I really should like this music more. It's squarely within the modern, post-Romantic tradition. It's got craft up to its eyeballs. It doesn't look for the easy path to a listener's soul. But I turn on the Chorale Variations, and five minutes into it, I pick up a book. The next thing I know, I'm listening to the next selection. So I let loose with an expletive deleted and reset the CD player. Eight minutes later, I get enormously engrossed with the TV Guide crossword puzzle (the issue itself is several years old), look up at the CD timer display (wow! 7 minutes really flew), tell myself I really have to buckle down this time, but since I know the first 8 minutes, decide to catch up cataloging my new CDs. And so it goes. Up to the time of writing this sentence, I have no idea how the Variations end. Beaser has a real gift for creating bright, unusual orchestral sound. What he doesn't seem to have is an interesting thematic idea – strange, since his chorale theme consists of fourths and fifths, usually dramatic attention-grabbers. I have no clue why I can't connect.
My haplessness continues with The Seven Deadly Sins. Again, great sounds from the orchestra can't keep my mind from wandering, nor can Anthony Hecht's splendid texts. The choice of Hecht points up Beaser's canniness and literacy. Hecht, one of our most musical poets (John Holländer's another), isn't that well known. I've always thought composers missed a bet by not going to his Hard Hours. Well, Beaser has found the book, but he hasn't served Hecht particularly well. The tunes aren't necessary to the words nor do they expand emotionally on the words. The most Beaser rises to is a genteel wit. If we compare Beaser's work to Weill's acerbic masterpiece of the same name, Beaser's bleaches out. Weill grabs you from the first and never lets go. Beaser taps you on the shoulder, coughs politely, and proceeds to bury you in musical bromides. You start to long to talk to the really interesting insurance salesman about updating your coverage.

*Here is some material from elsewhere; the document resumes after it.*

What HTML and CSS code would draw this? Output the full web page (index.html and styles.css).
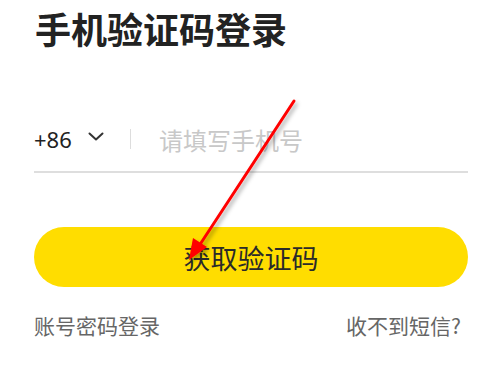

Beaser intends a virtuosic, heroic piano concerto. In fact, it's kind of a post-modern concerto, in that echoes and not-quite echoes of earlier works come in almost at the subliminal level: Copland's Piano Concerto, Barber's Piano Concerto, Gershwin's Concerto in F, Bernstein's West Side Story, just to name a few, flit across the listener's consciousness. The first movement certainly delivers its promised punch. If it has a fault, it's that there are too many ideas and one idea seems as good as the next. In spite of Beaser's prodigal supply of variation and development, the material doesn't really shape the piece. Rather, our expectations of an opening concerto movement do. We get the climaxes and the cadenzas in the right spots, but not the sense of a tale well-told. If he had a better sense of hierarchy, he could have used half the material to greater effect.
The slow movement continues along the same lines, this time opening with the initial theme to the slow movement of Beethoven's Violin Concerto. Beaser never quotes directly. It's kind of like looking at a "celebrity double" or staring at a total stranger who resembles too much somebody you used to date. We also get thematic references to the first movement. It adds up to mighty little, I'm afraid, especially since the composer has from the start put himself against one of the greatest, and least fussy, movements in the concerto literature.
The last movement gives us great drive as well as a little Barber here, a little Ginastera there. But where is Beaser? I realize that, even though the music has at times gotten my rocks off, I have no idea where the core of Beaser's music lies. Either nothing lies inside or it's buried under layers of what amounts to musical euphuism. It's like meeting a man born without any identifying marks, including fingerprints. If this is what's touted as post-Romantic, we are definitely in trouble. How could anyone mistake a rhetorician like Beaser for a poet like Barber?
The performances, under Dennis Russell Davies, are stunning, and Argo's engineering is loving, bright, and rich. Pamela Mia Paul takes on the finger-busting piano writing and earns the role of hero. After all this, I, believe it or not, haven't made up my mind about Beaser, but then the composer hasn't given me much to go on. If anyone manages to make contact, let me know.